Q. What is a Mold inspection? 

There are two parts to a typical mold inspection. The first is a thorough moisture inspection. This is done to identify conditions that are conducive to mold growth. These include leaks, moisture intrusion from exterior sources such as irrigation, poor drainage, or failed waterproofing. The second part of a mold inspection is the collection of samples which are sent to a lab for evaluation. The most common sample is an air sample. Air samples are used to identify the quantity of mold spores suspended in the air at the interior vs. the exterior. If the concentration of mold spores exceeds certain levels, it may be unhealthy. 

Q. Why do I need at least three samples? 

In order to get an accurate evaluation of the air quality inside the home, we need to compare it to the air quality outside the home. We take two samples at the exterior, and at least one from the interior. Larger homes should have additional samples taken to be accurate. The exterior samples are used as a baseline against which the interior samples are compared. A significantly higher concentration inside the house can indicate mold growth. 

Q. How will I get the results? 

We will provide you with a two-part report. We will take field notes onsite which documents the findings of our visual evaluation, and the lab report which will show you the analysis results. Standard turnaround time is 3-4 days. Express service is available at an additional fee. 

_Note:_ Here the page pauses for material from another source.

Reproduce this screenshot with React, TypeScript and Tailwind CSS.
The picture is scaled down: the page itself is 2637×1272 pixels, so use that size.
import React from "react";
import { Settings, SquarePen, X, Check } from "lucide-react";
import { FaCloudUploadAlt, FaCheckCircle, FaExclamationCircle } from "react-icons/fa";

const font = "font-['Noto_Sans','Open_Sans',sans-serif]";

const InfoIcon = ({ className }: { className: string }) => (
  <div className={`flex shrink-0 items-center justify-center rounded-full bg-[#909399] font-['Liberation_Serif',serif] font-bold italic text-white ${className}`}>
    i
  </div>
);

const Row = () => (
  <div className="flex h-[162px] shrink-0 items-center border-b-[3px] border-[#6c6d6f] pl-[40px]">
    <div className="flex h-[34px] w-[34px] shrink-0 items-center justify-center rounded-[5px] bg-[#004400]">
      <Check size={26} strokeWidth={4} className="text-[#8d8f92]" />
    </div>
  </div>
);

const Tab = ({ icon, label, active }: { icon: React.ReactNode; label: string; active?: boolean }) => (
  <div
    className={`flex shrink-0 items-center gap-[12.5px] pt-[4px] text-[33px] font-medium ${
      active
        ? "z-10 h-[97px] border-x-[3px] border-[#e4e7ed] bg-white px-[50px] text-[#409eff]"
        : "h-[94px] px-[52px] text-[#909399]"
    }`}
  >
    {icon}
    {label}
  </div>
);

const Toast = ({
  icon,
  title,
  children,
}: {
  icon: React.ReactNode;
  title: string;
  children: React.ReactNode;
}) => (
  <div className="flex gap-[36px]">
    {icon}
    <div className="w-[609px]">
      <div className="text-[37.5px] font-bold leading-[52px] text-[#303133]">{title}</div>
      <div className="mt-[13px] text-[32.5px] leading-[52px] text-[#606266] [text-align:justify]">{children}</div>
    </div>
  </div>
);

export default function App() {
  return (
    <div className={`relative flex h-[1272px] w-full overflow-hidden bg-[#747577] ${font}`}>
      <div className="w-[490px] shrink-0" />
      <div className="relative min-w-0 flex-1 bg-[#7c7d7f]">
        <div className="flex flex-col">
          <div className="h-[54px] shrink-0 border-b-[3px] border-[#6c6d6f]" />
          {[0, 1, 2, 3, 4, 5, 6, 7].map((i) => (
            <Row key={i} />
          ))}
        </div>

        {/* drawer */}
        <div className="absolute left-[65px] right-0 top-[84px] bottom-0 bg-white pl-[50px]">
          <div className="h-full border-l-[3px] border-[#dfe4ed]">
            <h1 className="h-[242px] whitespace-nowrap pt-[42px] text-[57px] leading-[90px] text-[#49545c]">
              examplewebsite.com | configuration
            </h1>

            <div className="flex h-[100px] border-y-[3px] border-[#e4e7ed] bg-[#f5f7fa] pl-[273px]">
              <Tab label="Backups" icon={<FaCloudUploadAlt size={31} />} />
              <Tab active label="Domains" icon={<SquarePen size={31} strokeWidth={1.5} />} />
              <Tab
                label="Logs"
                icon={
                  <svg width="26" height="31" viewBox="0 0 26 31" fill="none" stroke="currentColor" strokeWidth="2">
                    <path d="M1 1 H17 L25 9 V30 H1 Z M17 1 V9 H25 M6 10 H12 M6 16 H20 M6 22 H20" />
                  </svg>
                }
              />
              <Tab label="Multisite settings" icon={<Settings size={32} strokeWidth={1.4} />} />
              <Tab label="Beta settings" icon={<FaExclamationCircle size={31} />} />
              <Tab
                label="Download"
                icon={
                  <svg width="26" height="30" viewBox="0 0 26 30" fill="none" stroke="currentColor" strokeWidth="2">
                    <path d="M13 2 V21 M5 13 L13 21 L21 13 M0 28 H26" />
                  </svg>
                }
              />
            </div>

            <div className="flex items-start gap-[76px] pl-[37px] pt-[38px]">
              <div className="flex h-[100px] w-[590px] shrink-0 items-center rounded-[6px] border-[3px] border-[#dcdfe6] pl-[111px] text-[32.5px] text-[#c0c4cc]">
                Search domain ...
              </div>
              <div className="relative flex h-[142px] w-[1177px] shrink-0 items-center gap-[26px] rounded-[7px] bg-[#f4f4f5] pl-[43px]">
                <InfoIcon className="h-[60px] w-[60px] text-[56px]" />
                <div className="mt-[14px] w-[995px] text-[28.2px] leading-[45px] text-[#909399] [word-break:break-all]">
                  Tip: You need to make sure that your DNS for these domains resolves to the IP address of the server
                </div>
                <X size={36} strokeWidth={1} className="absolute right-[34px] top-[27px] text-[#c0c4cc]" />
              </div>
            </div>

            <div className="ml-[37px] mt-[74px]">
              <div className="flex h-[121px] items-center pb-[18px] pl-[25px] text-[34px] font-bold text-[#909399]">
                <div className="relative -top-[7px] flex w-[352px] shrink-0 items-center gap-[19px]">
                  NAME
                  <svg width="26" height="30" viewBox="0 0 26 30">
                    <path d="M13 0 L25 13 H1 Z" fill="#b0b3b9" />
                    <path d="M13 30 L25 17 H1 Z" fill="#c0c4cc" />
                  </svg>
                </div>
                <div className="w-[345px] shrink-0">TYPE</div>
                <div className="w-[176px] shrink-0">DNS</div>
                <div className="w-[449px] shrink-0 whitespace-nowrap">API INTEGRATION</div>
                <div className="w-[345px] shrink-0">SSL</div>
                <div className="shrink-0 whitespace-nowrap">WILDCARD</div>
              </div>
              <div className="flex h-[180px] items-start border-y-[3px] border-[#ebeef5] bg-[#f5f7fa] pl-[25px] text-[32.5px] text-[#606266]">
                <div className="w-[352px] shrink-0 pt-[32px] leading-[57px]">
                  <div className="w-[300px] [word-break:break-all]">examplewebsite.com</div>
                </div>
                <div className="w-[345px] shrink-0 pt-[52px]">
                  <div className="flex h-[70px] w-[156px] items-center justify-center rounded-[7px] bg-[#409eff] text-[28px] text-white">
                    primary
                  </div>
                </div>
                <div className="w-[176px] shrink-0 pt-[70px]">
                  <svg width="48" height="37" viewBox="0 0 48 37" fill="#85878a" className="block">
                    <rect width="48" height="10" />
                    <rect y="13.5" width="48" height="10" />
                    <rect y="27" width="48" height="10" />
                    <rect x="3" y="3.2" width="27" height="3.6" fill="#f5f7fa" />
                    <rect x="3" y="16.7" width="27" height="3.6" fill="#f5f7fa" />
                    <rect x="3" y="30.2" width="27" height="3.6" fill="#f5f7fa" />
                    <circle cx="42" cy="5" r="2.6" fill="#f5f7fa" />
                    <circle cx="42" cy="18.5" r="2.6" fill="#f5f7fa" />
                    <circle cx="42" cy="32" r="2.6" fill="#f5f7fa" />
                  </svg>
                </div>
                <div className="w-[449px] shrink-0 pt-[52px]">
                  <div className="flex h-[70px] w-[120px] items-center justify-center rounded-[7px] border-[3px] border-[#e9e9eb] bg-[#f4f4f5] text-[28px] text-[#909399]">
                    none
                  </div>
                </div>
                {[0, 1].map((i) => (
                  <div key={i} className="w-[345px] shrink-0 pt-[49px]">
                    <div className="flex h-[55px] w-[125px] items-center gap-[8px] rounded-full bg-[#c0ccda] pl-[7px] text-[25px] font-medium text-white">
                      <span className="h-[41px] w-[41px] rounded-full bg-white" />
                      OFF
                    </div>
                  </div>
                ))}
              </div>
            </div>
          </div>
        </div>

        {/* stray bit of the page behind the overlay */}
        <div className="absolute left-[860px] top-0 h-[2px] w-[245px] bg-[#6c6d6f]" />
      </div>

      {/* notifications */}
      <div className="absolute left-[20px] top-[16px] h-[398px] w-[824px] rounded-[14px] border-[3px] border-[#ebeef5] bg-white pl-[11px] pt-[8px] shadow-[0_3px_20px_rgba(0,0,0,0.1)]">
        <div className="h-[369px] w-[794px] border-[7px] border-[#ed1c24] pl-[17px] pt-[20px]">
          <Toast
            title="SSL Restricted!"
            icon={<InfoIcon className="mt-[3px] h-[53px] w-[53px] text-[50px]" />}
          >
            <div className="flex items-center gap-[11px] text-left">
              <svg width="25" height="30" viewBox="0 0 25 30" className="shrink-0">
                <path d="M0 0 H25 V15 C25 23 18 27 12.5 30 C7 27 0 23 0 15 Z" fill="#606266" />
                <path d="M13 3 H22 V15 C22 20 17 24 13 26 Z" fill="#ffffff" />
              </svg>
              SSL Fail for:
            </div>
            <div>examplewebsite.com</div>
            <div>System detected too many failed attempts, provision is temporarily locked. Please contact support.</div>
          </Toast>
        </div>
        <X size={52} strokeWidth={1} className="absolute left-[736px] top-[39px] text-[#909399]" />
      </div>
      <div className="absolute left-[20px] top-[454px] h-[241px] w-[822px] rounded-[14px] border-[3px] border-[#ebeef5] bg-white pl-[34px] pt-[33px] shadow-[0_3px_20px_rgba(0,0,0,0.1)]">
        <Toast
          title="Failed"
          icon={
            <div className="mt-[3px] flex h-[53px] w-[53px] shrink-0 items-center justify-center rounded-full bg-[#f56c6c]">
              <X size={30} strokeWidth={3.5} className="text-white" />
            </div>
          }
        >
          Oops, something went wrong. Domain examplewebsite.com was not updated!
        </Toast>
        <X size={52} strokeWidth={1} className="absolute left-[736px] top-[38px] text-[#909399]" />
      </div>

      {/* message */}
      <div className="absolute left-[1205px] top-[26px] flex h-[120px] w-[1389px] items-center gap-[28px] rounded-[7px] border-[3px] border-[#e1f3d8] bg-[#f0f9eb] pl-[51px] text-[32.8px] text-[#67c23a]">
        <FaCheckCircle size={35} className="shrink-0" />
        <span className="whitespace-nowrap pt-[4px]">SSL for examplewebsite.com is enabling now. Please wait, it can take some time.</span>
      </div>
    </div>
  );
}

Q. If the inspection is getting paid through escrow, do I still have to pay?

A. Yes. Please be prepared to pay for the inspection on the day of the inspection. When we receive a check from the escrow company, we will immediately reimburse you. This policy is in place because too many escrows fall out, and we can’t get paid. There are no exceptions to this, and we will not bill escrow.

Q. What is your cancellation policy?

A. We ask for the courtesy of 24 hours notice for cancellations. Our inspectors are paid for their time just like any employee. Inspections that are canceled less than 24 hours in advance of the inspection cannot be booked with someone else. We, therefore, have a $200 cancellation fee for last minute cancellations.